_Your goal_.
Scan the lines below for the string "this" and copy every one that has it.

_Recorded information_.
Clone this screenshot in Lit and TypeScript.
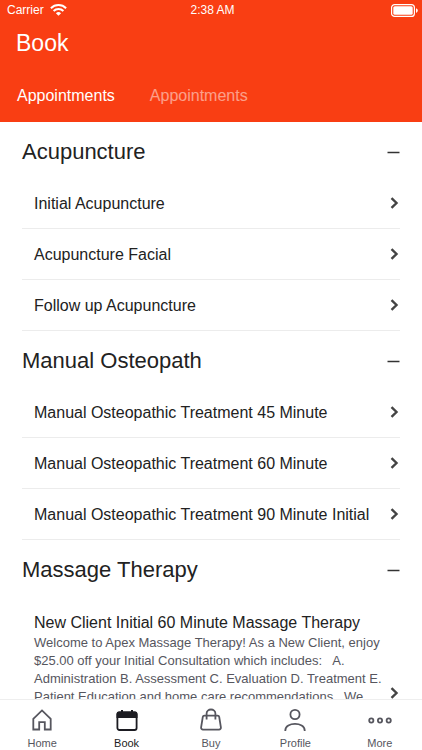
import { LitElement, html, css, svg, TemplateResult } from "lit";
import { customElement, property, state } from "lit/decorators.js";
import { classMap } from "lit/directives/class-map.js";

interface Service {
  name: string;
  description?: string;
}

interface Category {
  name: string;
  services: Service[];
}

const categories: Category[] = [
  {
    name: "Acupuncture",
    services: [
      { name: "Initial Acupuncture" },
      { name: "Acupuncture Facial" },
      { name: "Follow up Acupuncture" },
    ],
  },
  {
    name: "Manual Osteopath",
    services: [
      { name: "Manual Osteopathic Treatment 45 Minute" },
      { name: "Manual Osteopathic Treatment 60 Minute" },
      { name: "Manual Osteopathic Treatment 90 Minute Initial" },
    ],
  },
  {
    name: "Massage Therapy",
    services: [
      {
        name: "New Client Initial 60 Minute Massage Therapy",
        description:
          "Welcome to Apex Massage Therapy! As a New Client, enjoy\n" +
          "$25.00 off your Initial Consultation which includes:   A.\n" +
          "Administration B. Assessment C. Evaluation D. Treatment E.\n" +
          "Patient Education and home care recommendations.  We",
      },
    ],
  },
];

const navItems: { label: string; icon: TemplateResult }[] = [
  {
    label: "Home",
    icon: svg`<path d="M3.300 10.800 12 2.400l8.700 8.400v10.700h-5.900v-7.300H9.200v7.300H3.300z" />`,
  },
  {
    label: "Book",
    icon: svg`<rect x="2.400" y="4.400" width="19.200" height="17.600" rx="2" />
      <path class="solid" d="M1.500 5.900a2.400 2.400 0 0 1 2.400-2.400H6V2h2v1.500h8V2h2v1.500h2.100a2.400 2.400 0 0 1 2.400 2.400V10h-21z" />`,
  },
  {
    label: "Buy",
    icon: svg`<path d="M5.400 7.600h13.200a1.600 1.600 0 0 1 1.600 1.300l1.700 10.500a1.900 1.900 0 0 1-1.900 2.200H4a1.900 1.900 0 0 1-1.900-2.200L3.800 8.900a1.600 1.600 0 0 1 1.600-1.300z" />
      <path d="M7.600 11.600V5.400a4.400 3.900 0 0 1 8.800 0v6.200" />`,
  },
  {
    label: "Profile",
    icon: svg`<circle cx="12" cy="6.500" r="4.600" /><path d="M2.300 23v-.6c0-8.600 19.400-8.600 19.400 0v.6" />`,
  },
  {
    label: "More",
    icon: svg`<circle cx="3.300" cy="12.500" r="2.100" /><circle cx="12" cy="12.500" r="2.100" /><circle cx="20.700" cy="12.500" r="2.100" />`,
  },
];

@customElement("status-bar")
export class StatusBar extends LitElement {
  static styles = css`
    :host {
      display: grid;
      grid-template-columns: 1fr auto 1fr;
      align-items: center;
      height: 20px;
      padding: 0 4px 0 7px;
      font-size: 12px;
    }
    .carrier {
      display: flex;
      align-items: center;
      gap: 6px;
    }
    .wifi {
      width: 17px;
      height: 12px;
    }
    .battery {
      width: 27px;
      height: 13px;
      justify-self: end;
    }
  `;

  render() {
    return html`
      <div class="carrier">
        <span>Carrier</span>
        <svg class="wifi" viewBox="0 0 17 12" fill="none" stroke="currentColor" stroke-width="2" aria-hidden="true">
          <path d="M.9 4.200a10.800 10.800 0 0 1 15.200 0" />
          <path d="M3.600 7a7 7 0 0 1 9.800 0" />
          <path d="M8.500 11.800 5.900 9.200a3.700 3.700 0 0 1 5.200 0z" fill="currentColor" stroke="none" />
        </svg>
      </div>
      <time>2:38 AM</time>
      <svg class="battery" viewBox="0 0 27 13" aria-hidden="true">
        <rect x=".6" y=".6" width="22.800" height="11.800" rx="3" fill="none" stroke="currentColor" stroke-width="1.200" />
        <rect x="2.300" y="2.300" width="19.400" height="8.400" rx="1.500" fill="currentColor" />
        <path d="M25 4.200c2.400.8 2.400 3.800 0 4.600z" fill="currentColor" />
      </svg>
    `;
  }
}

@customElement("service-category")
export class ServiceCategory extends LitElement {
  @property({ attribute: false }) category!: Category;
  @state() private open = true;

  static styles = css`
    :host {
      display: block;
      padding: 0 22px;
    }
    button {
      display: flex;
      align-items: center;
      justify-content: space-between;
      width: 100%;
      box-sizing: border-box;
      border: 0;
      background: none;
      font: inherit;
      color: inherit;
      text-align: left;
      cursor: pointer;
    }
    h2 {
      margin: 0;
      font-weight: 400;
    }
    .heading {
      height: 56px;
      padding: 4px 0 0;
      font-size: 22px;
    }
    .toggle {
      width: 13px;
      height: 13px;
      fill: none;
      stroke: #333;
      stroke-width: 1.5;
    }
    ul {
      list-style: none;
      margin: 0;
      padding: 0;
    }
    li {
      border-bottom: 1px solid #ececec;
    }
    .service {
      min-height: 50px;
      padding: 0 0 0 12px;
      font-size: 16px;
      line-height: 20px;
    }
    .text {
      padding-top: 2px;
    }
    .detailed {
      min-height: 194px;
    }
    .detailed .text {
      align-self: flex-start;
      padding-top: 17px;
    }
    .name,
    .description {
      display: block;
      white-space: pre;
    }
    .description {
      padding-top: 1px;
      font-size: 13px;
      line-height: 18px;
      color: #56565e;
    }
    .chevron {
      flex: none;
      width: 9px;
      height: 12px;
      margin-right: 1px;
      fill: none;
      stroke: #444;
      stroke-width: 2.4;
    }
  `;

  render() {
    const { name, services } = this.category;
    return html`
      <h2>
        <button class="heading" aria-expanded=${this.open} @click=${() => (this.open = !this.open)}>
          <span>${name}</span>
          <svg class="toggle" viewBox="0 0 13 13" aria-hidden="true">
            <path d=${this.open ? "M.5 6.500h12" : "M.5 6.500h12M6.500.5v12"} />
          </svg>
        </button>
      </h2>
      ${this.open
        ? html`<ul>
            ${services.map(
              (service) => html`<li>
                <button class=${classMap({ service: true, detailed: !!service.description })}>
                  <span class="text">
                    <span class="name">${service.name}</span>
                    ${service.description ? html`<span class="description">${service.description}</span>` : ""}
                  </span>
                  <svg class="chevron" viewBox="0 0 9 12" aria-hidden="true"><path d="M1.500 1.200 6.500 6l-5 4.800" /></svg>
                </button>
              </li>`
            )}
          </ul>`
        : ""}
    `;
  }
}

@customElement("app-root")
export class AppRoot extends LitElement {
  @state() private tab = 0;
  @state() private current = "Book";

  static styles = css`
    :host {
      display: flex;
      flex-direction: column;
      height: 100vh;
      background: #fff;
      color: #222;
      font-family: "Liberation Sans", Arial, sans-serif;
    }
    button {
      border: 0;
      background: none;
      font: inherit;
      color: inherit;
      cursor: pointer;
    }
    header {
      flex: none;
      background: #f93e13;
      color: #fff;
    }
    h1 {
      margin: 0;
      padding: 0 16px;
      font-size: 23px;
      font-weight: 400;
      line-height: 46px;
    }
    .tabs {
      display: flex;
      gap: 35px;
      padding: 0 17px;
    }
    .tab {
      height: 56px;
      padding: 4px 0 0;
      font-size: 16px;
      opacity: 0.5;
    }
    .tab.selected {
      opacity: 1;
    }
    main {
      flex: 1;
      min-height: 0;
      overflow: hidden auto;
      scrollbar-width: none;
    }
    nav {
      flex: none;
      display: grid;
      grid-template-columns: repeat(5, 1fr);
      border-top: 1px solid #eee;
      background: #fff;
    }
    .nav-item {
      display: flex;
      flex-direction: column;
      align-items: center;
      gap: 4px;
      height: 50px;
      padding: 8px 0 0;
      font-size: 11px;
      line-height: 14px;
      color: #56565e;
    }
    .nav-item.current {
      color: #1c1c22;
    }
    .nav-item svg {
      width: 24px;
      height: 24px;
      fill: none;
      stroke: currentColor;
      stroke-width: 1.8;
    }
    .solid {
      fill: currentColor;
      stroke: none;
    }
  `;

  render() {
    return html`
      <header>
        <status-bar></status-bar>
        <h1>Book</h1>
        <div class="tabs" role="tablist">
          ${["Appointments", "Appointments"].map(
            (label, i) => html`<button
              class=${classMap({ tab: true, selected: this.tab === i })}
              role="tab"
              aria-selected=${this.tab === i}
              @click=${() => (this.tab = i)}
            >${label}</button>`
          )}
        </div>
      </header>
      <main>
        ${categories.map((c) => html`<service-category .category=${c}></service-category>`)}
      </main>
      <nav>
        ${navItems.map(
          ({ label, icon }) => html`<button
            class=${classMap({ "nav-item": true, current: this.current === label })}
            @click=${() => (this.current = label)}
          >
            <svg viewBox="0 0 24 24" aria-hidden="true">${icon}</svg>
            <span>${label}</span>
          </button>`
        )}
      </nav>
    `;
  }
}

_Answer to the task_.
Clone this screenshot in Lit and TypeScript.
    const { name, services } = this.category;
        <button class="heading" aria-expanded=${this.open} @click=${() => (this.open = !this.open)}>
            <path d=${this.open ? "M.5 6.500h12" : "M.5 6.500h12M6.500.5v12"} />
      ${this.open
              class=${classMap({ tab: true, selected: this.tab === i })}
              aria-selected=${this.tab === i}
              @click=${() => (this.tab = i)}
            class=${classMap({ "nav-item": true, current: this.current === label })}
            @click=${() => (this.current = label)}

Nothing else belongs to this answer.